Immediately after finishing, one of the friendly volunteers gives you your finisher's award. Bighorn doesn't give out medals like most other races. Instead, they give out apparel. And not cheap apparel either, but good quality running gear. One of the most disappointing things about DNFing last year was that I didn't get the fleece finisher's pullover. This year it was a New Balance quarter-zip thermal running pullover, much more useful than any medal I've ever received. I think I might wear it for, oh, the next three months straight, summer weather be damned.
After retrieving my cell phone from my car and placing the requisite post-race phone calls/text messages/Facebook updates, I headed back to the finish line with a camp chair and a couple of cold beers to take part in one of the coolest scenes in ultra running: the Bighorn post-race BBQ. The start times of the four races (30K, 50K, 50M and 100M) are staggered so that the majority of runners finish on Saturday afternoon. They bring in a caterer to grill up brats and burgers while everyone hangs out in the park, cheering in the finishers and telling war stories. Very relaxing after a long day on the trails.
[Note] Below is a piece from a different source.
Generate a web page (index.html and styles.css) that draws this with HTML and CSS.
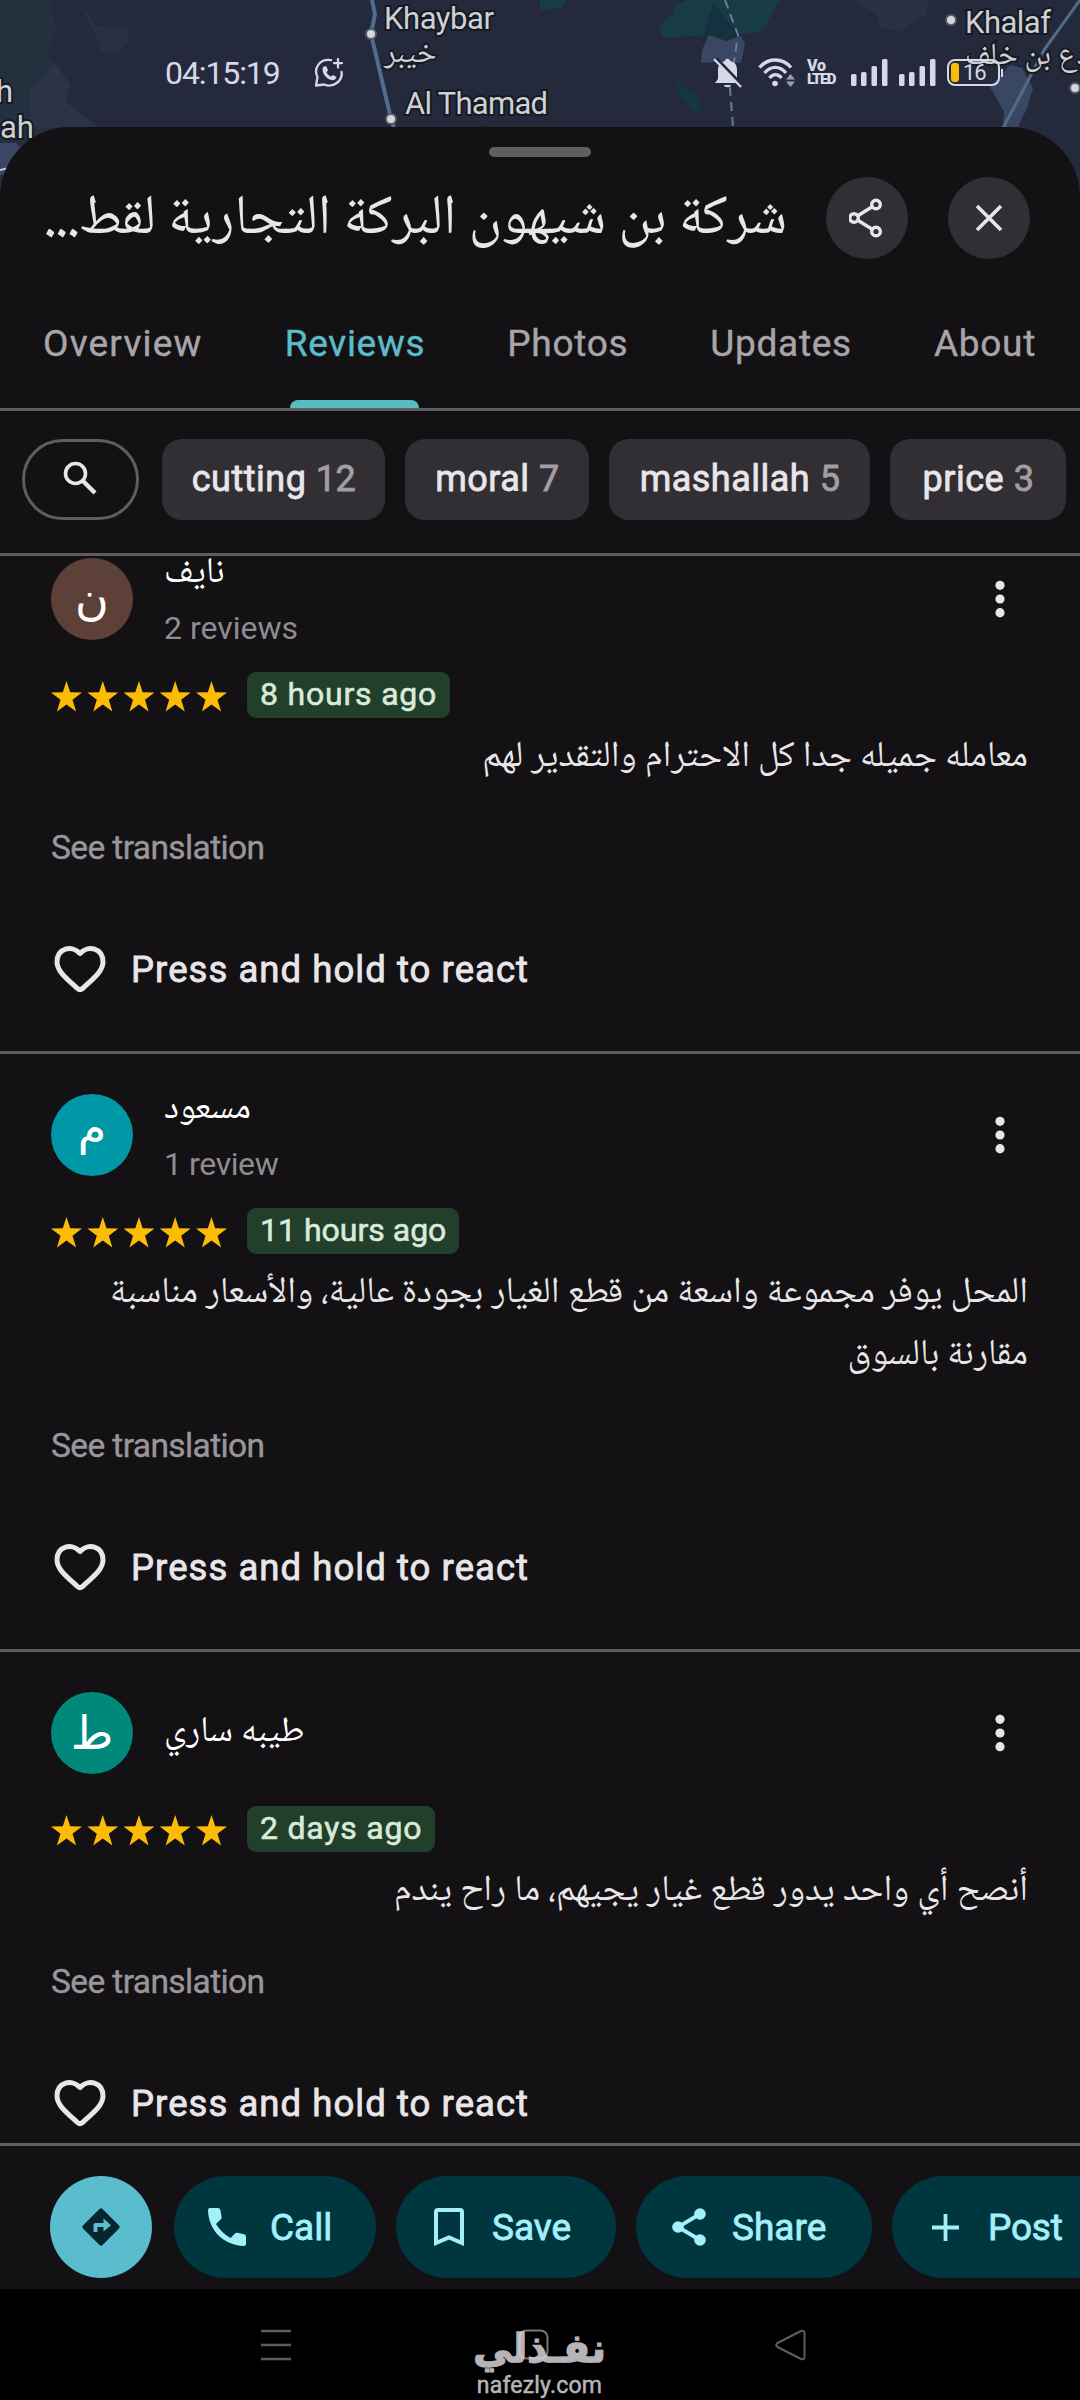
FILE: index.html
```
<!DOCTYPE html>
<html lang="en">
<head>
<meta charset="utf-8">
<title>Reviews</title>
<link rel="stylesheet" href="styles.css">
</head>
<body>
<svg width="0" height="0" class="defs">
  <defs>
    <symbol id="star" viewBox="0 0 31 31"><path fill="#fcbc05" d="M15.500 0 L19.200 11.200 L31 11.400 L21.500 18.700 L25.100 30.500 L15.500 23.500 L5.900 30.500 L9.500 18.700 L0 11.400 L11.800 11.200 Z"/></symbol>
    <symbol id="heart" viewBox="0 0 52 48"><path fill="none" stroke="#e9e6ea" stroke-width="5" stroke-linejoin="round" d="M26 8.500 C18 -.5 3 3 3 17 C3 26 12 33 23.500 43.500 Q26 45.700 28.500 43.500 C40 33 49 26 49 17 C49 3 34 -.5 26 8.500 Z"/></symbol>
    <symbol id="more" viewBox="0 0 10 38"><g fill="#e9e6ea"><circle cx="5" cy="5.300" r="4.600"/><circle cx="5" cy="19" r="4.600"/><circle cx="5" cy="32.700" r="4.600"/></g></symbol>
    <symbol id="stars" viewBox="0 0 176 31">
      <use href="#star" x="0" width="31" height="31"/><use href="#star" x="36.300" width="31" height="31"/><use href="#star" x="72.500" width="31" height="31"/><use href="#star" x="108.700" width="31" height="31"/><use href="#star" x="145" width="31" height="31"/>
    </symbol>
  </defs>
</svg>
<div class="screen">
  <svg class="map" width="1080" height="210" viewBox="0 0 1080 210">
    <rect width="1080" height="210" fill="#242a3c"/>
    <path fill="#27333f" opacity=".7" d="M0 0H50L56 30L48 55L62 80L55 105L95 127V210H0Z"/>
    <path fill="#283144" d="M78 0L96 26L130 28L128 42L118 54L102 52L96 36Z"/>
    <path fill="#2b3346" d="M55 62L70 85L66 102L98 127H30V90Z"/>
    <path fill="#2a3142" d="M855 0H930L925 15L900 32L880 26L876 14Z"/>
    <path fill="#3b4667" d="M0 143H16L30 160L12 175H0Z"/>
    <path stroke="#c4c6c8" stroke-width="2" d="M0 170L14 167"/>
    <path fill="#173c46" d="M540 0H566L562 8L540 10Z M659 30L665 18L674 14V6L687 0H781L770 17L764 30L757 32L736 35L725 38L690 36L664 38Z"/>
    <path fill="#15303e" d="M714 4L739 33L734 38L727 41L703 35L709 15Z"/>
    <path fill="#3a4763" d="M709 35L726 41L741 36L745 44L741 63L717 62L701 63L702 50Z"/>
    <path fill="#143841" d="M676 81L697 95L701 110L694 112L680 96Z"/>
    <path fill="#3a4763" d="M990 87L1010 65L1022 68L1033 88L1027 108L1018 127H1003L1004 112Z"/>
    <path fill="none" stroke="#697e92" stroke-width="2" stroke-dasharray="9 6" d="M725 0L738 35L730 88L733 127"/>
    <path fill="none" stroke="#4f6c91" stroke-width="4" d="M372 0L375 14L371 34L391 119L394 128"/>
    <path fill="none" stroke="#516b88" stroke-width="3" d="M1080 0L1044 50L1019 98L1003 128"/>
    <g fill="#d5d6d8" stroke="#555a63" stroke-width="2"><circle cx="371" cy="34" r="5"/><circle cx="391" cy="119" r="5"/><circle cx="951" cy="20" r="5"/><circle cx="1075" cy="88" r="5"/></g>
    <g class="place">
      <text x="384" y="29" textLength="110">Khaybar</text>
      <text x="384" y="62" class="place-ar">خيبر</text>
      <text x="405" y="114" textLength="143">Al Thamad</text>
      <text x="441" y="150" class="place-ar">الثمد</text>
      <text x="965" y="33" textLength="86">Khalaf</text>
      <text x="965" y="64" class="place-ar">جدع بن خلف</text>
      <text x="-4" y="102">h</text>
      <text x="0" y="138">ah</text>
    </g>
  </svg>

  <header class="status">
    <span class="clock">04:15:19</span>
    <svg class="wa" width="30" height="30" viewBox="0 0 30 30"><path fill="none" stroke="#d6d8e8" stroke-width="2.300" stroke-linecap="round" stroke-linejoin="round" d="M17 2.200 C6 .5 -1 10 3.500 19 L2 27.500 L10 26.500 C20 30.500 29 22 27.500 14 M24 1V9.500 M20 5.200H28"/><path fill="#d6d8e8" d="M9 9L12 8L14 12L12.500 14.500C14 17 15.500 18 17 18.500L19 17L22.500 19C22 21.500 20 22.500 17.500 22C12.500 21 7 15 9 9Z"/></svg>
    <div class="indicators">
      <svg width="30" height="30" viewBox="0 0 30 30"><path fill="#d6d8e8" d="M2 25L5 21V12C5 7 8 4 12 3C12 0 17 0 17 3C22 4 24 7 24 12V21L27 25Z M11 27H18C18 30 11 30 11 27Z"/><path stroke="#242a3c" stroke-width="3" d="M3 0L30 28"/><path stroke="#d6d8e8" stroke-width="2.300" d="M1 1L28 29"/></svg>
      <svg class="wifi" width="40" height="30" viewBox="0 0 40 30"><g fill="none" stroke="#d6d8e8" stroke-width="3.400"><path d="M1.500 9.500C10-.5 24.500-.5 33 9.500"/><path d="M6.500 15C13 7.500 21.500 7.500 28 15"/><path d="M11.500 20C15 15.500 20 15.500 23.500 20"/></g><circle cx="17" cy="25.500" r="2.800" fill="#d6d8e8"/><path fill="#9a9fb0" d="M28 21.500L32.500 16L37 21.500ZM28 23.500H37L32.500 29Z"/></svg>
      <div class="volte"><span>Vo</span><span>LTED</span></div>
      <svg class="signal" width="37" height="27" viewBox="0 0 37 27"><g fill="#d6d8e8"><rect y="15" width="5.500" height="12" rx="1.500"/><rect x="10" y="13" width="5.500" height="14" rx="1.500"/><rect x="20.500" y="7" width="5.500" height="20" rx="1.500"/><rect x="31" width="5.500" height="27" rx="1.500"/></g></svg>
      <svg class="signal" width="37" height="27" viewBox="0 0 37 27"><g fill="#d6d8e8"><rect y="15" width="5.500" height="12" rx="1.500"/><rect x="10" y="13" width="5.500" height="14" rx="1.500"/><rect x="20.500" y="7" width="5.500" height="20" rx="1.500"/><rect x="31" width="5.500" height="27" rx="1.500"/></g></svg>
      <div class="battery"><i></i><span>16</span></div>
    </div>
  </header>

  <main class="sheet">
    <div class="handle"></div>
    <div class="titlebar">
      <h1 dir="rtl">شركة بن شيهون البركة التجارية لقط<span class="dots">...</span></h1>
      <button class="round"><svg width="36" height="40" viewBox="0 0 36 40"><g fill="none" stroke="#e9e6ea" stroke-width="3.400"><circle cx="27" cy="6.500" r="4.300"/><circle cx="5" cy="20" r="4.300"/><circle cx="27" cy="33.500" r="4.300"/><path d="M8.800 17.700L23.200 8.800M8.800 22.300L23.200 31.200"/></g></svg></button>
      <button class="round"><svg width="28" height="28" viewBox="0 0 28 28"><path stroke="#e9e6ea" stroke-width="3.600" d="M2 2L26 26M26 2L2 26"/></svg></button>
    </div>
    <nav class="tabs"><a>Overview</a><a class="active">Reviews</a><a>Photos</a><a>Updates</a><a>About</a></nav>
    <div class="filters">
      <button class="search"><svg width="34" height="34" viewBox="0 0 34 34"><g fill="none" stroke="#e9e6ea" stroke-width="3.600"><circle cx="12.500" cy="12.500" r="10"/><path stroke-width="4.400" d="M19.500 19.500L32 32"/></g></svg></button>
      <button class="chip c1">cutting <b>12</b></button>
      <button class="chip c2">moral <b>7</b></button>
      <button class="chip c3">mashallah <b>5</b></button>
      <button class="chip c4">price <b>3</b></button>
    </div>

    <section class="reviews">
      <article class="review">
        <div class="author"><div class="avatar brown">ن</div><div class="who"><span class="name">نايف</span><span class="count">2 reviews</span></div><svg class="more" width="10" height="38"><use href="#more"/></svg></div>
        <div class="rating"><svg width="176" height="31"><use href="#stars"/></svg><span class="when">8 hours ago</span></div>
        <p class="text" dir="rtl">معامله جميله جدا كل الاحترام والتقدير لهم</p>
        <a class="translate">See translation</a>
        <div class="react"><svg width="52" height="48"><use href="#heart"/></svg><span>Press and hold to react</span></div>
      </article>
      <article class="review">
        <div class="author"><div class="avatar cyan"><span class="raised">م</span></div><div class="who"><span class="name">مسعود</span><span class="count tight">1 review</span></div><svg class="more" width="10" height="38"><use href="#more"/></svg></div>
        <div class="rating"><svg width="176" height="31"><use href="#stars"/></svg><span class="when tight">11 hours ago</span></div>
        <p class="text" dir="rtl">المحل يوفر مجموعة واسعة من قطع الغيار بجودة عالية، والأسعار مناسبة<br>مقارنة بالسوق</p>
        <a class="translate">See translation</a>
        <div class="react"><svg width="52" height="48"><use href="#heart"/></svg><span>Press and hold to react</span></div>
      </article>
      <article class="review">
        <div class="author"><div class="avatar teal">ط</div><div class="who"><span class="name only">طيبه ساري</span></div><svg class="more" width="10" height="38"><use href="#more"/></svg></div>
        <div class="rating"><svg width="176" height="31"><use href="#stars"/></svg><span class="when">2 days ago</span></div>
        <p class="text" dir="rtl">أنصح أي واحد يدور قطع غيار يجيهم، ما راح يندم</p>
        <a class="translate">See translation</a>
        <div class="react"><svg width="52" height="48"><use href="#heart"/></svg><span>Press and hold to react</span></div>
      </article>
    </section>

    <div class="actions">
      <button class="go"><svg width="38" height="38" viewBox="0 0 38 38"><path fill="#06262f" d="M17.200 1.200Q19-.6 20.800 1.200L36.800 17.200Q38.600 19 36.800 20.800L20.800 36.800Q19 38.600 17.200 36.800L1.200 20.800Q-.6 19 1.200 17.200Z"/><path fill="#5abdce" d="M11.500 24V17Q11.500 15 13.500 15H21.500V10.500L29 17.200L21.500 23.500V19H15.500V24Z"/></svg></button>
      <button class="pill call"><svg width="38" height="38" viewBox="0 0 38 38"><path fill="#a3f0fb" d="M2 0H10Q12 0 12.400 2L13.600 9Q13.800 10.500 12.700 11.500L8 16Q13.500 25 22.500 30L27 25.500Q28 24.500 29.500 24.800L36 26.200Q38 26.600 38 28.500V36Q38 38 36 38C15 37 .5 22 0 2Q0 0 2 0Z"/></svg><span>Call</span></button>
      <button class="pill save"><svg width="30" height="38" viewBox="0 0 30 38"><path fill="none" stroke="#a3f0fb" stroke-width="4" d="M2 35V4Q2 2 4 2H26Q28 2 28 4V35L15 29.500Z"/></svg><span>Save</span></button>
      <button class="pill share"><svg width="34" height="38" viewBox="0 0 34 38"><g fill="#a3f0fb"><circle cx="28" cy="6" r="5.800"/><circle cx="6" cy="19" r="5.800"/><circle cx="28" cy="32" r="5.800"/></g><path fill="none" stroke="#a3f0fb" stroke-width="3.800" d="M28 6L6 19L28 32"/></svg><span>Share</span></button>
      <button class="pill post"><svg width="27" height="27" viewBox="0 0 27 27"><path stroke="#a3f0fb" stroke-width="3.800" d="M13.500 0V27M0 13.500H27"/></svg><span>Post</span></button>
    </div>
  </main>

  <footer class="navbar">
    <svg width="30" height="32" viewBox="0 0 30 32"><path stroke="#5f5d61" stroke-width="2.600" d="M0 2H30M0 16H30M0 30H30"/></svg>
    <svg width="31" height="31" viewBox="0 0 31 31"><rect x="1.500" y="1.500" width="28" height="28" rx="7" fill="none" stroke="#77757a" stroke-width="2"/></svg>
    <svg width="31" height="32" viewBox="0 0 31 32"><path fill="none" stroke="#5f5d61" stroke-width="2" stroke-linejoin="round" d="M2.500 14Q0 16 2.500 18L26 30Q29.500 31 29.500 27.500V4.500Q29.500 1 26 2Z"/></svg>
    <div class="watermark"><span class="wm-ar">نفـذلي</span><span class="wm-en">nafezly.com</span></div>
  </footer>
</div>
</body>
</html>
```
FILE: styles.css
```
* { box-sizing: border-box; }
body { margin: 0; background: #000; font-family: Roboto, sans-serif; color: #e9e6ea; }
button { border: 0; padding: 0; font: inherit; color: inherit; background: none; display: flex; align-items: center; justify-content: center; flex: none; }
h1, p { margin: 0; font-weight: 400; }
svg { flex: none; display: block; }
.defs { position: absolute; }
.screen { position: relative; width: 1080px; height: 2400px; overflow: hidden; background: #000; display: flex; flex-direction: column; }

.map { position: absolute; left: 0; top: 0; }
.place { font-size: 31px; fill: #cfd0d2; stroke: #151a24; stroke-width: 4px; paint-order: stroke; }
.place-ar { font-family: "Noto Naskh Arabic", "Noto Sans Arabic", "DejaVu Sans", sans-serif; font-size: 31px; }

.status { position: relative; height: 127px; padding: 18px 80px 0 165px; display: flex; align-items: center; color: #d6d8e8; }
.clock { font-size: 32px; letter-spacing: -1.100px; width: 149px; white-space: nowrap; }
.indicators { margin-left: auto; display: flex; align-items: center; }
.wifi { margin-left: 15px; }
.volte { width: 31px; margin: 0 13px 0 9px; display: flex; flex-direction: column; font: 900 16px/13px Roboto, sans-serif; letter-spacing: -.2px; white-space: nowrap; }
.volte span + span { font-size: 15px; line-height: 14px; letter-spacing: -1.600px; }
.signal { margin-right: 11px; }
.battery { position: relative; width: 53px; height: 27px; border: 2px solid #d6d8e8; border-radius: 8px; padding-left: 2px; display: flex; align-items: center; gap: 4px; font-size: 22px; letter-spacing: -1px; }
.battery i { width: 8px; height: 19px; border-radius: 3px; background: #fcbc05; }
.battery::after { content: ""; position: absolute; right: -5px; top: 8px; width: 2px; height: 8px; background: #d6d8e8; }

.sheet { position: relative; height: 2162px; background: #131114; border-radius: 70px 70px 0 0; display: flex; flex-direction: column; }
.handle { width: 102px; height: 10px; border-radius: 5px; background: #5f5e61; margin: 20px auto 0; }
.titlebar { height: 121px; padding: 0 50px 0 42px; display: flex; align-items: center; }
h1 { width: 745px; margin-right: 39px; padding-top: 6px; font: 400 56px/90px "Noto Naskh Arabic", "Noto Sans Arabic", "DejaVu Sans", sans-serif; white-space: nowrap; }
.dots { letter-spacing: 3px; -webkit-text-stroke: 1px currentColor; }
.round { width: 82px; height: 82px; border-radius: 50%; background: #322f34; }
.round + .round { margin-left: 40px; }

.tabs { height: 133px; padding: 4px 44px 0 43px; display: flex; justify-content: space-between; border-bottom: 3px solid #5e5d60; font-size: 37px; color: #a8a5aa; -webkit-text-stroke: .4px currentColor; }
.tabs a { position: relative; line-height: 124px; letter-spacing: 1.200px; }
.tabs a:nth-child(n+2) { letter-spacing: .7px; }
.tabs .active { color: #5abdc9; }
.tabs .active::after { content: ""; position: absolute; left: 5px; right: 6px; bottom: 0; height: 8px; border-radius: 8px 8px 0 0; background: #57bcc4; }

.filters { height: 145px; padding: 28px 14px 0 22px; display: flex; gap: 20px; border-bottom: 3px solid #5e5d60; }
.search { width: 117px; height: 81px; border: 3px solid #5e5d60; border-radius: 41px; margin-right: 3px; padding: 0 2px 3px 0; }
.chip { height: 81px; border-radius: 20px; background: #322f34; font-size: 36px; letter-spacing: .5px; white-space: pre; padding-bottom: 1px; -webkit-text-stroke: .8px currentColor; }
.chip b { font-weight: 400; color: #a19ea3; letter-spacing: -.5px; }
.c1 { width: 223px; } .c2 { width: 184px; } .c3 { width: 261px; } .c4 { width: 176px; }

.reviews { height: 1587px; overflow: hidden; display: flex; flex-direction: column; }
.review { flex: none; padding: 40px 52px 0 51px; border-bottom: 3px solid #5e5d60; }
.review:first-child { margin-top: -38px; }
.author { height: 82px; display: flex; align-items: center; }
.avatar { width: 82px; height: 82px; border-radius: 50%; display: flex; align-items: center; justify-content: center; color: #fff; font: 46px/78px "DejaVu Sans", sans-serif; }
.raised { padding-bottom: 14px; }
.brown { background: #5d4037; } .cyan { background: #0097a7; } .teal { background: #00897b; }
.who { margin-left: 31px; display: flex; flex-direction: column; }
.name { color: #fff; font: 36px/54px "Noto Naskh Arabic", "Noto Sans Arabic", "DejaVu Sans", sans-serif; height: 55px; padding-top: 4px; }
.only { padding-top: 1px; }
.count { color: #8f8c91; font-size: 32px; line-height: 58px; height: 55px; }
.count.tight { letter-spacing: -.4px; }
.more { margin: 0 23px 0 auto; }
.rating { margin-top: 32px; height: 46px; display: flex; align-items: center; gap: 20px; }
.rating svg { margin-top: 2px; }
.when { height: 46px; line-height: 45px; padding: 0 13px; border-radius: 9px; background: #213f2b; color: #d9ead9; font-size: 32px; letter-spacing: .8px; -webkit-text-stroke: .6px currentColor; }
.when.tight { letter-spacing: 0; }
.text { margin-top: 9px; white-space: nowrap; font: 36.500px/62px "Noto Naskh Arabic", "Noto Sans Arabic", "DejaVu Sans", sans-serif; }
.translate { display: block; margin-top: 39px; line-height: 40px; font-size: 33.500px; letter-spacing: -.6px; color: #99969b; -webkit-text-stroke: .4px currentColor; }
.react { margin: 74px 0 55px 3px; height: 54px; display: flex; align-items: center; gap: 25px; font-size: 36.500px; letter-spacing: 1.050px; -webkit-text-stroke: .8px currentColor; }

.actions { height: 146px; border-top: 3px solid #5e5d60; padding: 30px 0 0 50px; display: flex; overflow: hidden; color: #a3f0fb; font-size: 37px; letter-spacing: .5px; -webkit-text-stroke: .8px currentColor; }
.go { width: 102px; height: 102px; border-radius: 50%; background: #5abdce; }
.pill { height: 102px; border-radius: 51px; background: #00373e; justify-content: flex-start; }
.call { width: 202px; margin-left: 22px; padding-left: 34px; gap: 24px; }
.save { width: 220px; margin-left: 20px; padding-left: 38px; gap: 28px; }
.share { width: 236px; margin-left: 20px; padding-left: 36px; gap: 26px; }
.post { width: 236px; margin-left: 20px; padding-left: 40px; gap: 29px; letter-spacing: -.2px; }

.navbar { position: relative; height: 111px; padding: 0 274px 0 261px; display: flex; justify-content: space-between; align-items: flex-start; }
.navbar > svg { margin-top: 40px; }
.watermark { position: absolute; left: 474px; top: 34px; width: 131px; display: flex; flex-direction: column; align-items: center; color: #d8d4da; opacity: .85; white-space: nowrap; }
.wm-ar { font: 700 39px/52px "DejaVu Sans", sans-serif; -webkit-text-stroke: 1.500px #d8d4da; }
.wm-en { font: 400 23px/24px Roboto, sans-serif; letter-spacing: .2px; margin-top: -1px; -webkit-text-stroke: .5px currentColor; }
```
That's about it, or all that's worth telling (including some that probably wasn't worth telling). Although my finish time at Bighorn was slower than at Collegiate Peaks, I would rate my performance much higher. Collegiate became a death march with a good 15 miles to go and I never really felt all that strong past mile 30 or so of that race. At Bighorn, I was purposefully conservative for the first 33 miles and it paid off, because the next 14 miles I felt great. Of course, that left me with 3 miles of feeling not so great at the end, but what're ya gonna do? Three is certainly preferable to 15. So, even though it was a slightly slower time (I ran 10:54 at Collegiate), I think it was a stronger effort overall and, given my DNF last year, much more rewarding.